Chinese weddings, like western weddings, are all unique in their own ways. Some weddings tend to be more traditional with wedding parades and ceremonies, while some include more contemporary and westernized traditions. While Chinese weddings may be a little more complicated than traditional western weddings, they are still easy to navigate, even if it’s your first time! Here are a few do’s and don’ts when attending a Chinese wedding.
What to Wear
The most common question asked is what do you wear to a Chinese wedding. It’s safe to say don’t wear red. Most brides will have several outfit changes, with red being one of the dresses, if not the main one. Guests should avoid wearing red because this could be seen as upstaging the bride or competing for attention. You don’t want to come off as impolite to the bride!
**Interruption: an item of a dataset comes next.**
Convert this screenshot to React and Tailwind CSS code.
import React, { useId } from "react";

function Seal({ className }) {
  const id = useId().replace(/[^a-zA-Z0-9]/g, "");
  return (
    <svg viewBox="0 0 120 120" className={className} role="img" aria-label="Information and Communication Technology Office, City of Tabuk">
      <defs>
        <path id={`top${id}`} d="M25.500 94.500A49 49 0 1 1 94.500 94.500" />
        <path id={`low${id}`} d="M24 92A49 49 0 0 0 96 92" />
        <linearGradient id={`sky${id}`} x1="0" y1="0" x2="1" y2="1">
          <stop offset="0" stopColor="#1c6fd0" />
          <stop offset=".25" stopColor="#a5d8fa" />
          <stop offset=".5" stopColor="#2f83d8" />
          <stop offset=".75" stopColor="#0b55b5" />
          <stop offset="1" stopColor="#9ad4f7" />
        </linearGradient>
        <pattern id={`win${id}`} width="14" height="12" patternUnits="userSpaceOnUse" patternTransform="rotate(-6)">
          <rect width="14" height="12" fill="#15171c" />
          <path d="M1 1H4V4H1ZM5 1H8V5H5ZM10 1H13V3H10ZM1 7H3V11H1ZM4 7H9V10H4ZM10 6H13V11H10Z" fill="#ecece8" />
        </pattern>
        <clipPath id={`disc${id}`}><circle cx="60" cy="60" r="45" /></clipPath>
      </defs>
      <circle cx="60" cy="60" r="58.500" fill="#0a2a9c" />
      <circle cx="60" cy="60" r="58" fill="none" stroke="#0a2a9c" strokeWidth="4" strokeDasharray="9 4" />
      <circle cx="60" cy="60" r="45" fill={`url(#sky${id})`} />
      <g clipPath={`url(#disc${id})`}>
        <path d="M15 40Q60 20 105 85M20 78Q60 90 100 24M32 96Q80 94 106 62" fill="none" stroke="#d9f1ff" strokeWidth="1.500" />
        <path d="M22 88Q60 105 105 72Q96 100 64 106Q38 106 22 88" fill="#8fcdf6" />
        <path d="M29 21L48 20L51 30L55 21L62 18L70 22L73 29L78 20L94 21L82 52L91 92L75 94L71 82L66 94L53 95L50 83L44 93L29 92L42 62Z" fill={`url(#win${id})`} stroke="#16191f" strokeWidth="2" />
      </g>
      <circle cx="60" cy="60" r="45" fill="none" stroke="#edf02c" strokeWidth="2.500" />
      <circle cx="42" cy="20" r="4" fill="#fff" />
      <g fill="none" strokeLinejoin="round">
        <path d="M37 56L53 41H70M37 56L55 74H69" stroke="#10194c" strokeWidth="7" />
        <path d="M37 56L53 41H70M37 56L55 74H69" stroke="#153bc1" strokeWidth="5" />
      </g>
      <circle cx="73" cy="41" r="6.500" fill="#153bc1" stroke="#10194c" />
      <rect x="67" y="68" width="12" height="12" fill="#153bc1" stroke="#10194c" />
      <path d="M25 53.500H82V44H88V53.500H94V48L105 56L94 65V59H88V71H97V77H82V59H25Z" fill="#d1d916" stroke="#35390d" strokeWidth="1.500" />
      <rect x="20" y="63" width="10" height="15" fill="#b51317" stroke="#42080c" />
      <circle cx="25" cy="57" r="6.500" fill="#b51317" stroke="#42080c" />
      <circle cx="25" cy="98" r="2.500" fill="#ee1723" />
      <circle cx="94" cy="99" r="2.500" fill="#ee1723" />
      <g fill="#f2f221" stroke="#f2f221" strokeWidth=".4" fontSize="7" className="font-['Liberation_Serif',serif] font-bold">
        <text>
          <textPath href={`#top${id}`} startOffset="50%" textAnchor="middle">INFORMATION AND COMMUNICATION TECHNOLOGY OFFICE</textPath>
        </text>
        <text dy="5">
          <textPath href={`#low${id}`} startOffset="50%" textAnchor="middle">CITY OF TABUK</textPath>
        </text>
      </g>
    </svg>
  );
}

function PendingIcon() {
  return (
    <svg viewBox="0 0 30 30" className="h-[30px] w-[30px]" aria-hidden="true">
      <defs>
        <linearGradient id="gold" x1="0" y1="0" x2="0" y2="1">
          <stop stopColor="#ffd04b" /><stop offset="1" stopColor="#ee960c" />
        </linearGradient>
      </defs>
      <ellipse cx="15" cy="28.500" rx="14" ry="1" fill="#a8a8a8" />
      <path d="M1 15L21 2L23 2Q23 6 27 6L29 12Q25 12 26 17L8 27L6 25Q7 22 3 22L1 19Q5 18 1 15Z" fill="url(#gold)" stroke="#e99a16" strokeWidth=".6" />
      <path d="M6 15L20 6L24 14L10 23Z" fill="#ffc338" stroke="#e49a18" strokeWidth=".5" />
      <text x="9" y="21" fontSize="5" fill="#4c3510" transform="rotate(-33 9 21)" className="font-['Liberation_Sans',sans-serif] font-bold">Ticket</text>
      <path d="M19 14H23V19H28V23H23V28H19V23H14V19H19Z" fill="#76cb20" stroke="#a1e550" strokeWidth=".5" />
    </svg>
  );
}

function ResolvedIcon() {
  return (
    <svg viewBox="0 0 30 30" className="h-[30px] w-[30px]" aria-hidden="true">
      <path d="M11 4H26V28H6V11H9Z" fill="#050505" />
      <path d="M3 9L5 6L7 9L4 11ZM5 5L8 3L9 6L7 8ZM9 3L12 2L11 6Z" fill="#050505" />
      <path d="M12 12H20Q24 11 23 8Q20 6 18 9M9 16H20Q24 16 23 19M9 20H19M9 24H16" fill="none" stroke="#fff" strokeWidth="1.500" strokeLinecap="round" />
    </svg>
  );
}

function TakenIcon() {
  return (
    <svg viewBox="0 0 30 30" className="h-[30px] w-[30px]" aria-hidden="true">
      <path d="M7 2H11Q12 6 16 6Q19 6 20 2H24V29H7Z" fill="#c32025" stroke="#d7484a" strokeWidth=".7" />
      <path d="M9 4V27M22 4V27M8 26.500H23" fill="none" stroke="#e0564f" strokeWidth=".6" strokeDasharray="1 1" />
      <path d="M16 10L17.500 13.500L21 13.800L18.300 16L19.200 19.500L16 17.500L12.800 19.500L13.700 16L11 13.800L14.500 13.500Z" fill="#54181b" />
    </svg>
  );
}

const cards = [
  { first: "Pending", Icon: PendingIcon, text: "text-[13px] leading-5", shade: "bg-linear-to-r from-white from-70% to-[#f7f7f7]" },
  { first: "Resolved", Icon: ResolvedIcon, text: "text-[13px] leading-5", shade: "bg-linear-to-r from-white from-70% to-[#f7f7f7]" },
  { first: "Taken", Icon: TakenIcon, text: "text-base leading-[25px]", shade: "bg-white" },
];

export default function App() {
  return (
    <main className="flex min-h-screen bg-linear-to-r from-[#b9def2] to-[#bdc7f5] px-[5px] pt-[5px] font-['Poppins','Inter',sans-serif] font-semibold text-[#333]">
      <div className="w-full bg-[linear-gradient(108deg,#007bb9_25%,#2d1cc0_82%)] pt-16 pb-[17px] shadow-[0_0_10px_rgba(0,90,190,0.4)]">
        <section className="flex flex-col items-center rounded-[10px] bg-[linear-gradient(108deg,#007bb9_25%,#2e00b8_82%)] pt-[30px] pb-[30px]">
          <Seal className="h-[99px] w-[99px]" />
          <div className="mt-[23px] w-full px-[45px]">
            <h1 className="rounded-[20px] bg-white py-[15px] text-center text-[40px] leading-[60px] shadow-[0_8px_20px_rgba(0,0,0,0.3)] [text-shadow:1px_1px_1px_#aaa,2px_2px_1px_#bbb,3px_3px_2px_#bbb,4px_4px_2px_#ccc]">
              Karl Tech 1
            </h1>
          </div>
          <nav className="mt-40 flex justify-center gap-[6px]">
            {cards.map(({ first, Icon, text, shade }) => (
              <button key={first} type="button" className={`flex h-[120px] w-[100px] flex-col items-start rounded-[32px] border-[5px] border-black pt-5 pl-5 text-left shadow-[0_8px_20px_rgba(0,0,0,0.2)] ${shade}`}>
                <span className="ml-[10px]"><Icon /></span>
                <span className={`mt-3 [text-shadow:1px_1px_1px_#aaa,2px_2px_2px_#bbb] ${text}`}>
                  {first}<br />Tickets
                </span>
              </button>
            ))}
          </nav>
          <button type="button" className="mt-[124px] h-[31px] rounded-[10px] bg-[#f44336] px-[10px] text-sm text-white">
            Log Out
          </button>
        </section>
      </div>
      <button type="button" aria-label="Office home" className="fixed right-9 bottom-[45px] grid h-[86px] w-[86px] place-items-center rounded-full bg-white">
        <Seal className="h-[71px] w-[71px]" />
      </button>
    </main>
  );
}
Don’t wear white or black. These colors are often worn at Chinese funerals, and signify death and mourning. It’s considered bad luck, so it’s best to stay away from wearing these colors. However, black or white accents are just fine!
Purples, pinks, and warm tones are great options to wear, as these colors represent the new life the couple will embark on. If you can, check in with the couple to see how formal the wedding will be, before purchasing your dress or suit.
Some outfit ideas may include the Tammy Bespoke Dress, a classic silhouette which comes in several color options and styles to your choosing. Our bespoke dress collection lets you customize your dress in a variety of colors and cuts, so the options are endless! Another fan favorite is the Esmé Dress, perfect for weddings that are a little more casual, yet still elegant enough to wear to any formal occasion. Take a look at more ideas for traditional dresses that aren’t red.
What to Gift
As with any special occasion, it can be tricky to find the perfect gift. Here are a few things to avoid giving the newlywed couple:
- Anything in sets of 4
- The number 4 is considered unlucky because it’s name “si” sounds like the word for death. It is similar to the connotation of the number “13” in western society.
- Pear Fruit
- The word for pear “li” is the same as the word for separation. It is bad luck to share a pear, especially at a wedding, because it is believed to cause separation.
- Cut Flowers
- Though flowers are beautiful and thoughtful gifts, this could typically be seen as a symbol of death, especially for yellow chrysanthemums and white flowers. Cut flowers are usually presents for funerals.
Typically, gold jewelry or accessories are appropriate gifts to a newlywed couple. However, if you want to tread on the safe side, give cash instead of presents. It is common for guests to give money in red envelopes as gifts. Give what you feel comfortable, or what you would like to receive if it were your special day. For bonus points, give an amount that ends in eight for good luck and prosperity (and avoid amounts that include the number 4).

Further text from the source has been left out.